The Phantasy Star games are set in a world that mixes swords and sorcery with science fiction. Humans, androids, and genetically-modified humanoids live their lives on Algo in fear of the ominous Dark Force, a demon that appears every thousand years to wipe out all life. While the stories of the numerous Final Fantasy games were self-contained, Phantasy Star I, II, and to a lesser extent, III had an ongoing story arc. Phantasy Star IV’s subtitle, “The End of the Millennium,” also suggested that the game would bring the series’ story arc to a definitive conclusion. You start out as a rookie bounty hunter named Chaz, who along with his mentor Alys must investigate an outbreak of monsters at an academy on the desert planet Motavia. It slowly blossoms into your typical “save the world from evil” story, but has enough twists and turns to keep the story exciting. Of course, without a good cast of characters to get the plot moving, even an archetypical story like the one in Phantasy Star IV would fall flat. Thankfully, Alys, Chaz and their allies–from the mysterious wizard Rune to the wisecracking priest Raja to the multi-purpose androids Wren and Demi–provide enough personality to keep the player interested.
The Super NES Final Fantasy games used their sprites to great effect in cutscenes. The Phantasy Star games, by comparison, don’t have nearly as expressive character sprites, so instead, they use comic-style still images to display dramatic events. This presentation style works in Phantasy Star IV’s favor, as it adds detail to scenes that couldn’t always be adequately shown with in-game graphics. The graphics really come alive during the game’s battle scenes, with enemies swiping and striking at the player’s party, and magical effects filling the screen as both sides trade blows. This system was used in the first two games, but is animated a lot more smoothly in IV thanks in part to the cartridge’s expanded memory (at 24 megabits, it was one of the largest Genesis games ever released, and the main reason the game was originally so expensive at retail). The game’s sound isn’t quite as impressive as the graphics, but there are a few enjoyable tunes to be heard from IV’s soundtrack, such as the songs to the technological dungeons, the theme to the Air Castle (one of several call-backs to the original game), and the battle that plays when you fight two major storyline bosses.
The thing I like the most about this game compared to the others is how much faster it feels. In older games, your characters moved very slowly, making exploration take much longer than necessary. In Phantasy Star IV, the characters move around twice as fast (and even faster if you’re riding around in a sand cruiser or ice speeder), cutting travel time down and improving the overall pace of the game.
Finally, there are the little improvements that Sega made to the combat system.

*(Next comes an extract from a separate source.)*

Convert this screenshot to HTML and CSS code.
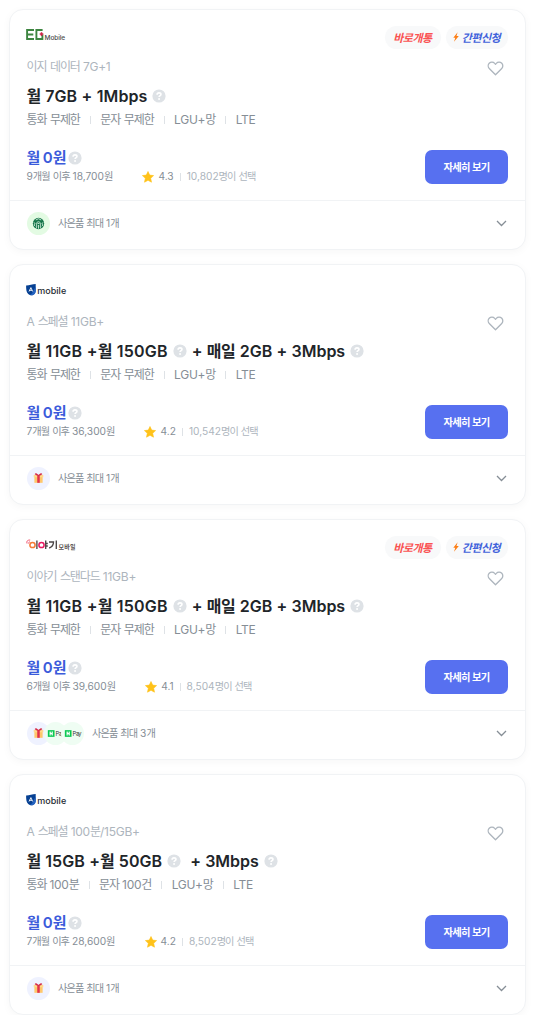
FILE: index.html
```html
<!DOCTYPE html>
<html lang="ko">
<head>
<meta charset="utf-8">
<title>요금제</title>
<link rel="stylesheet" href="styles.css">
</head>
<body>
<svg class="defs" aria-hidden="true">
  <symbol id="heart" viewBox="0 0 18 16"><path d="M9 14.6 2.6 8.3C.8 6.500.8 3.900 2.300 2.400 4 .8 6.600.9 8.100 2.500L9 3.400l.9-.9C11.400.9 14 .8 15.700 2.400c1.500 1.500 1.500 4.100-.3 5.900z" fill="none" stroke="#adb5bd" stroke-width="1.400" stroke-linejoin="round"/></symbol>
  <symbol id="help" viewBox="0 0 14 14"><circle cx="7" cy="7" r="6.600" fill="#dee2e6"/><path d="M5.100 5.700C5.100 4.500 6 3.900 7 3.900s1.950.6 1.950 1.600c0 1.200-1.850 1.250-1.850 2.600" fill="none" stroke="#fff" stroke-width="1.600"/><circle cx="7.050" cy="10" r="1" fill="#fff"/></symbol>
  <symbol id="star" viewBox="0 0 12 12"><path d="m6 .5 1.700 3.600 3.900.5-2.900 2.700.8 3.900L6 9.300l-3.500 1.900.8-3.900L.4 4.600l3.900-.5z" fill="#ffc21a" stroke="#ffc21a" stroke-width=".6" stroke-linejoin="round"/></symbol>
  <symbol id="chev" viewBox="0 0 11 7"><path d="m1 1 4.500 4.500L10 1" fill="none" stroke="#868e96" stroke-width="1.300"/></symbol>
  <symbol id="gift" viewBox="0 0 24 24"><circle cx="12" cy="12" r="12" fill="#eff2ff"/><path d="M7.700 9.800h8.600v6.700H7.700z" fill="#ffc76b"/><path d="M7 8.300h10v2.400H7z" fill="#ffd98c"/><path d="M10.700 8.300h2.600v8.200h-2.600z" fill="#e0314c"/><path d="M12 8.700C10.500 6.700 8.300 6.500 8.400 7.400c.1.900 1.800 1.300 3.600 1.300 1.800 0 3.500-.4 3.600-1.300.1-.9-2.100-.7-3.600 1.300z" fill="#d52b45" stroke="#d52b45" stroke-width=".5"/></symbol>
  <symbol id="coffee" viewBox="0 0 24 24"><circle cx="12" cy="12" r="12" fill="#e3fbe3"/><circle cx="12" cy="12" r="5.900" fill="#16764a"/><path d="M9.200 8.300 12 7l2.800 1.300M9.700 17.200c.8-2 .2-3.300.3-5 .1-2.700 3.900-2.700 4 0 .1 1.700-.5 3 .3 5M7 11l1.500 1-1.200 1.500 1.300 1.300M17 11l-1.500 1 1.200 1.500-1.300 1.300M12 13.500v4M11 12h2" fill="none" stroke="#d8f1df" stroke-width=".9"/></symbol>
  <symbol id="npay" viewBox="0 0 24 24"><circle cx="12" cy="12" r="12" fill="#effdf3"/><path d="M4 8.500h7v7H4z" fill="#09c850"/><path d="M6.400 10v4M8.600 10v4M6.400 11.300l2.200 1.400" stroke="#fff" stroke-width="1.200"/><text x="12" y="14.300" font-family="Inter, sans-serif" font-size="6" fill="#333" textLength="9.500">Pay</text></symbol>
  <symbol id="bolt" viewBox="0 0 6 10"><path d="M4.600.3.300 5.800h2L1 9.700l4.800-5.700H3.500z" fill="#fd7e14"/></symbol>
  <symbol id="amobile" viewBox="0 0 42 12"><path d="M.1 1.500C3 1.600 6.500.3 9.700 0v6.500c0 2-.8 3.800-2.700 4.600-1.200.5-3.500.1-4.800-1.100C.4 8.400.1 5.500.1 1.500z" fill="#064092"/><path d="M9.700 2.500v4c0 2-.8 3.800-2.700 4.600-.8.300-1.800.3-2.800-.1C6.800 9.200 7.500 6 9.700 2.500z" fill="#2563c0"/><path d="M3 7.500 4.900 3.600 6.700 7.500M3.900 6.300h2.100" fill="none" stroke="#fff" stroke-width=".9"/><text x="11.200" y="9.700" font-family="Inter, sans-serif" font-size="9" font-weight="500" fill="#252a31" textLength="29">mobile</text></symbol>
  <symbol id="egmobile" viewBox="0 0 42 13"><path d="M8 2H1.100v9H8M1 6.500h6.300M16.600 2h-6.200v9h6V6.500" fill="none" stroke="#3d8540" stroke-width="1.900"/><path d="M15.500 4.300v3.600M13.700 6.100h3.600" stroke="#cf2448" stroke-width="1.500"/><text x="18.600" y="11.700" font-family="Inter, sans-serif" font-size="6.500" font-weight="500" fill="#4b4b4b" textLength="20.500">Mobile</text></symbol>
  <symbol id="story" viewBox="0 0 52 12"><path d="M1 4.500C.1 2 2 .8 4.200 1M2.500 4.500c0-1 .5-1.500 1.500-1.700" fill="none" stroke="#ef4864" stroke-width=".9"/><circle cx="6.500" cy="6" r="2.600" fill="none" stroke="#f57b36" stroke-width="1.500"/><circle cx="15.500" cy="6" r="2.600" fill="none" stroke="#e71b62" stroke-width="1.500"/><path d="M10.900 1.500V10M19.700 1.500V10M20 4.500h1.800M20 7h1.800M23 3h4.500c0 3-1.500 5-4.300 6M30.300 1.500V10" fill="none" stroke="#4b4545" stroke-width="1.350"/><text x="32.500" y="9.800" font-family="Noto Sans CJK KR, sans-serif" font-size="6" font-weight="700" fill="#564f4f" textLength="17">모바일</text></symbol>
</svg>
<main class="list">
  <article class="card">
    <div class="body">
      <div class="top"><svg class="logo eg"><use href="#egmobile"/></svg><div class="badges"><span class="badge red">바로개통</span><span class="badge blue"><svg class="bolt"><use href="#bolt"/></svg>간편신청</span></div></div>
      <div class="name"><span><i>이지 데이터</i> 7G+1</span><svg class="heart"><use href="#heart"/></svg></div>
      <h2 class="data"><i>월</i> 7GB + 1Mbps<svg class="help"><use href="#help"/></svg></h2>
      <div class="specs"><span><i>통화 무제한</i></span><span><i>문자 무제한</i></span><span>LGU+<i>망</i></span><span>LTE</span></div>
      <div class="buy"><div><div class="price"><i>월</i> 0<i>원</i><svg class="help"><use href="#help"/></svg></div>
        <div class="meta"><span class="after">9<i>개월 이후</i> 18,700<i>원</i></span><svg class="star"><use href="#star"/></svg><span class="rate">4.3</span><span class="picks">10,802<i>명이 선택</i></span></div></div>
        <button class="more">자세히 보기</button></div>
    </div>
    <div class="foot"><svg class="gift"><use href="#coffee"/></svg><span class="gifts"><i>사은품 최대</i> 1<i>개</i></span><svg class="chev"><use href="#chev"/></svg></div>
  </article>
  <article class="card">
    <div class="body">
      <div class="top"><svg class="logo"><use href="#amobile"/></svg></div>
      <div class="name"><span>A <i>스페셜</i> 11GB+</span><svg class="heart"><use href="#heart"/></svg></div>
      <h2 class="data"><span class="main"><i>월</i> 11GB +<i>월</i> 150GB</span><svg class="help"><use href="#help"/></svg><span class="plus">+ <i>매일</i> 2GB + 3Mbps</span><svg class="help"><use href="#help"/></svg></h2>
      <div class="specs"><span><i>통화 무제한</i></span><span><i>문자 무제한</i></span><span>LGU+<i>망</i></span><span>LTE</span></div>
      <div class="buy"><div><div class="price"><i>월</i> 0<i>원</i><svg class="help"><use href="#help"/></svg></div>
        <div class="meta"><span class="after">7<i>개월 이후</i> 36,300<i>원</i></span><svg class="star"><use href="#star"/></svg><span class="rate">4.2</span><span class="picks">10,542<i>명이 선택</i></span></div></div>
        <button class="more">자세히 보기</button></div>
    </div>
    <div class="foot"><svg class="gift"><use href="#gift"/></svg><span class="gifts"><i>사은품 최대</i> 1<i>개</i></span><svg class="chev"><use href="#chev"/></svg></div>
  </article>
  <article class="card">
    <div class="body">
      <div class="top"><svg class="logo story"><use href="#story"/></svg><div class="badges"><span class="badge red">바로개통</span><span class="badge blue"><svg class="bolt"><use href="#bolt"/></svg>간편신청</span></div></div>
      <div class="name"><span><i>이야기 스탠다드</i> 11GB+</span><svg class="heart"><use href="#heart"/></svg></div>
      <h2 class="data"><span class="main"><i>월</i> 11GB +<i>월</i> 150GB</span><svg class="help"><use href="#help"/></svg><span class="plus">+ <i>매일</i> 2GB + 3Mbps</span><svg class="help"><use href="#help"/></svg></h2>
      <div class="specs"><span><i>통화 무제한</i></span><span><i>문자 무제한</i></span><span>LGU+<i>망</i></span><span>LTE</span></div>
      <div class="buy"><div><div class="price"><i>월</i> 0<i>원</i><svg class="help"><use href="#help"/></svg></div>
        <div class="meta"><span class="after">6<i>개월 이후</i> 39,600<i>원</i></span><svg class="star"><use href="#star"/></svg><span class="rate">4.1</span><span class="picks">8,504<i>명이 선택</i></span></div></div>
        <button class="more">자세히 보기</button></div>
    </div>
    <div class="foot"><svg class="gift"><use href="#gift"/></svg><svg class="gift over"><use href="#npay"/></svg><svg class="gift over"><use href="#npay"/></svg><span class="gifts"><i>사은품 최대</i> 3<i>개</i></span><svg class="chev"><use href="#chev"/></svg></div>
  </article>
  <article class="card">
    <div class="body">
      <div class="top"><svg class="logo"><use href="#amobile"/></svg></div>
      <div class="name"><span>A <i>스페셜</i> 100<i>분</i>/15GB+</span><svg class="heart"><use href="#heart"/></svg></div>
      <h2 class="data"><span><i>월</i> 15GB +<i>월</i> 50GB</span><svg class="help"><use href="#help"/></svg><span class="plus wide">+ 3Mbps</span><svg class="help"><use href="#help"/></svg></h2>
      <div class="specs"><span><i>통화</i> 100<i>분</i></span><span><i>문자</i> 100<i>건</i></span><span>LGU+<i>망</i></span><span>LTE</span></div>
      <div class="buy"><div><div class="price"><i>월</i> 0<i>원</i><svg class="help"><use href="#help"/></svg></div>
        <div class="meta"><span class="after">7<i>개월 이후</i> 28,600<i>원</i></span><svg class="star"><use href="#star"/></svg><span class="rate">4.2</span><span class="picks">8,502<i>명이 선택</i></span></div></div>
        <button class="more">자세히 보기</button></div>
    </div>
    <div class="foot"><svg class="gift"><use href="#gift"/></svg><span class="gifts"><i>사은품 최대</i> 1<i>개</i></span><svg class="chev"><use href="#chev"/></svg></div>
  </article>
</main>
</body>
</html>
```
FILE: styles.css
```css
* { box-sizing: border-box; }
body { margin: 0; background: #fff; font-family: Inter, "Noto Sans CJK KR", sans-serif; }
svg { display: block; flex: none; }
i { font-style: normal; letter-spacing: -0.09em; word-spacing: .1em; }
.defs { display: none; }
.list { display: flex; flex-direction: column; gap: 14px; padding: 9px 8px 0 9px; }
.card { height: 241px; border: 1px solid #f1f3f5; border-radius: 14px; background: #fff; box-shadow: 0 2px 8px rgba(0, 0, 0, .035); }
.body { height: 190px; padding: 16px 17px 0 16px; }
.top { display: flex; height: 23px; justify-content: space-between; align-items: center; }
.logo { width: 42px; height: 12px; margin-top: -5px; }
.logo.eg { height: 13px; margin-top: -6px; }
.logo.story { width: 52px; margin-top: -5px; }
.badges { display: flex; gap: 5px; }
.badge { display: flex; align-items: center; justify-content: center; height: 23px; border-radius: 12px; background: #f8f9fa; font: italic 700 11px/21px "Noto Sans CJK KR", sans-serif; letter-spacing: -.5px; padding: 0 1px 1px 0; }
.badge.red { width: 56px; color: #fa5252; }
.badge.blue { width: 62px; color: #4263db; }
.bolt { width: 6px; height: 10px; margin-right: 3px; }
.name { display: flex; justify-content: space-between; height: 20px; margin-top: 8px; font-size: 12px; line-height: 20px; letter-spacing: -.25px; color: #adb5bd; padding-left: .5px; white-space: pre; }
.heart { width: 17px; height: 15px; margin: 4px 4px 0 0; }
.data { display: flex; align-items: center; height: 24px; margin: 7px 0 0; padding-left: .5px; font-size: 16px; line-height: 24px; font-weight: 600; letter-spacing: .05px; word-spacing: .3px; color: #212529; white-space: pre; }
.data i { letter-spacing: -.02em; }
.main { letter-spacing: .2px; }
.help { width: 14px; height: 14px; }
.data .help { margin-left: 5px; }
.plus { margin-left: 5px; letter-spacing: -.03px; }
.plus.wide { margin-left: 9px; }
.specs { display: flex; height: 18px; margin-top: 3px; padding-left: .5px; font-size: 12px; line-height: 18px; letter-spacing: -.3px; color: #868e96; white-space: pre; }
.specs span { display: flex; align-items: center; }
.specs span i { white-space: pre; }
.specs span + span::before { content: ""; width: 1px; height: 8px; background: #dee2e6; margin: 0 9.500px 0 10px; }
.buy { display: flex; justify-content: space-between; margin-top: 19px; padding-left: .5px; }
.price { display: flex; align-items: center; height: 20px; font-size: 15px; font-weight: 600; line-height: 20px; color: #3b5bdb; white-space: pre; }
.price .help { margin-left: 3px; }
.meta { display: flex; align-items: center; height: 17px; font-size: 10.200px; line-height: 17px; white-space: pre; color: #868e96; }
.star { width: 12px; height: 12px; margin: 0 4px 0 30px; }
.picks { display: flex; align-items: center; color: #adb5bd; }
.picks::before { content: ""; width: 1px; height: 8px; margin: 0 6px; background: #dee2e6; }
.more { width: 83px; height: 34px; margin-top: 2px; padding: 0 0 1px; border: 0; border-radius: 7px; background: #5770f0; color: #fff; font: 700 10.300px "Noto Sans CJK KR", sans-serif; letter-spacing: -.7px; }
.foot { display: flex; align-items: center; height: 49px; border-top: 1px solid #f1f3f5; padding: 0 18px 3px 17px; }
.gift { width: 23px; height: 23px; }
.gift.over { margin-left: -6px; }
.gifts { margin: -1px 0 0 8px; font-size: 10.200px; line-height: 18px; color: #868e96; white-space: pre; }
.chev { width: 11px; height: 7px; margin-left: auto; }
```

Characters get two different types of special combat techniques–standard magic spells, and character-specific skills that don’t tap into the character’s pool of Tech Points–and can combine them to produce even more powerful attacks. If you find a skill combination that you like, you can set up a macro to activate it at any time during battle, provided that all of the characters involved have enough Tech Points or skill uses left. In some areas, you can even fight inside a vehicle, gaining experience as you speed over the sand or ice. Battles are balanced so that each encounter isn’t too easy or too frustrating, minimizing the need for level grinding as you proceed through the story.

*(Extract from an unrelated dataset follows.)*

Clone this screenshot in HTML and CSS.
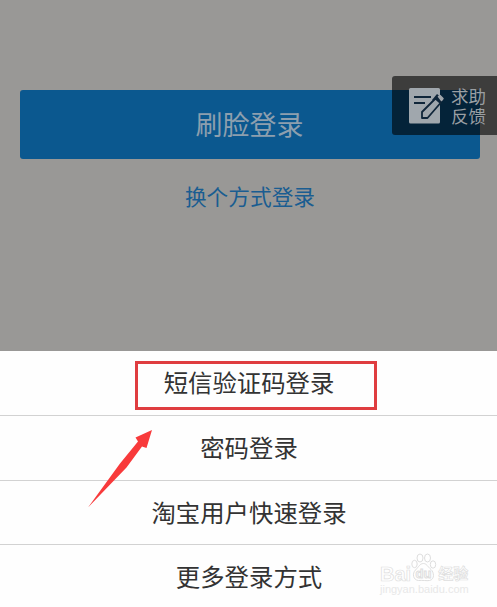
FILE: index.html
```
<!DOCTYPE html>
<html lang="zh-CN">
<head>
	<meta charset="utf-8">
	<title>登录</title>
	<link rel="stylesheet" href="styles.css">
</head>
<body>
	<div class="login">
		<button class="face-login">刷脸登录</button>
		<a class="switch-login">换个方式登录</a>
	</div>
	<div class="feedback">
		<svg class="feedback-icon" width="36" height="38" viewBox="0 0 36 38">
			<rect x="1" y="1" width="31" height="35.500" rx="1.500" fill="#a0a7ad"/>
			<path d="M6 10h17M6 16h11" stroke="#10263a" stroke-width="2"/>
			<path d="M24 13l5-6 7 5.500-4 4z" fill="#10263a"/>
			<path d="M14 31v-6L27.500 11.500l5 4.500L19.500 31z" fill="#a0a7ad" stroke="#10263a" stroke-width="1.800" stroke-linejoin="round"/>
			<path d="M30.500 9.500l1.500-1 3 3-1.500 2z" fill="#a0a7ad" stroke="#a0a7ad" stroke-width="1.500" stroke-linejoin="round"/>
		</svg>
		<div class="feedback-text">
			<div>求助</div>
			<div>反馈</div>
		</div>
	</div>
	<ul class="sheet">
		<li>短信验证码登录</li>
		<li>密码登录</li>
		<li>淘宝用户快速登录</li>
		<li>更多登录方式</li>
	</ul>
	<div class="highlight"></div>
	<svg class="arrow" width="66" height="80" viewBox="0 0 66 80">
		<path d="M65 1L48.500 8.500 51 12.500 33 34.500 1 78.500 39.500 38.500 55 17.500 59.500 19z" fill="#f83a3b"/>
	</svg>
	<div class="watermark">
		<div class="brand">
			<span>Bai</span>
			<svg width="26" height="29" viewBox="0 0 26 29">
				<g fill="#fff" stroke="#dedede">
					<ellipse cx="3.500" cy="11" rx="2.700" ry="3.700"/>
					<ellipse cx="9" cy="5" rx="3" ry="4"/>
					<ellipse cx="16.500" cy="5" rx="3" ry="4"/>
					<ellipse cx="22" cy="11.500" rx="2.700" ry="3.700"/>
					<path d="M12.500 10.500c3 0 4.500 3.500 7.500 6s4 10-1.500 11c-3 .5-7-.5-11 0-5.500-.5-6.500-7-3-10.500S9 10.500 12.500 10.500z"/>
				</g>
				<text x="12.500" y="25" text-anchor="middle">du</text>
			</svg>
			<span class="brand-cn">经验</span>
		</div>
		<div class="site">jingyan.baidu.com</div>
	</div>
</body>
</html>
```
FILE: styles.css
```
* {
	box-sizing: border-box;
}
body {
	margin: 0;
	position: relative;
	height: 607px;
	overflow: hidden;
	background-color: #999896;
	font-family: "Noto Sans CJK SC", sans-serif;
}
.login {
	display: flex;
	flex-direction: column;
	align-items: center;
	height: 351px;
	padding: 90px 17px 0 20px;
}
.face-login {
	width: 100%;
	height: 69px;
	padding: 0 1px 3px 0;
	border: none;
	border-radius: 3px;
	background-color: #0b588f;
	color: #8d9fae;
	font-family: inherit;
	font-size: 27px;
}
.switch-login {
	margin-top: 21px;
	color: #1a5d91;
	font-size: 21.700px;
	line-height: 32px;
}
.feedback {
	position: absolute;
	top: 76px;
	right: 0;
	display: flex;
	width: 105px;
	height: 59px;
	padding: 11px 0 0 16px;
	border-radius: 3px 0 0 3px;
	background-color: rgba(0, 0, 0, 0.6);
	color: #9a9fa3;
	font-size: 17.500px;
	line-height: 20px;
}
.feedback-icon {
	margin-right: 7px;
}
.feedback-text {
	margin-top: -1px;
}
.sheet {
	margin: 0;
	padding: 0.400px 0 0;
	height: 256px;
	list-style: none;
	background-color: #fefefe;
	color: #333;
	font-size: 24.400px;
	text-align: center;
}
.sheet li {
	height: 64.600px;
	padding-left: 1px;
	border-bottom: 1px solid #d2d2d2;
	line-height: 61px;
}
.sheet li:last-child {
	border-bottom: none;
}
.highlight {
	position: absolute;
	top: 361px;
	left: 135px;
	width: 242px;
	height: 49px;
	border: 3px solid #df3d40;
}
.arrow {
	position: absolute;
	top: 429px;
	left: 87px;
}
.watermark {
	position: absolute;
	top: 553px;
	left: 380px;
	width: 92px;
	color: #fff;
	font-family: "Liberation Sans", "Noto Sans CJK SC", sans-serif;
}
.brand {
	display: flex;
	align-items: flex-end;
	height: 29px;
	font-size: 20px;
	font-weight: bold;
	line-height: 16px;
	-webkit-text-stroke: 0.700px #dedede;
}
.brand svg {
	flex: none;
}
.brand text {
	fill: #fff;
	stroke: #dedede;
	font-size: 13px;
}
.brand-cn {
	margin-left: 1px;
	font-size: 15px;
}
.site {
	color: #e8e8e8;
	font-size: 11px;
	line-height: 14px;
}
```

As a Super NES and Genesis owner, I was rarely ever left without enough interesting or high-quality games to play. The Super NES was technically more powerful and had plenty of great RPGs, but that didn’t mean Genesis owners had to feel left out. With Sega putting much of its storytelling and programming muscle into Phantasy Star IV, it not only provided a satisfying conclusion to the series, but also crafted a shining gem that can easily be called one of the stand-out games in the console’s entire library.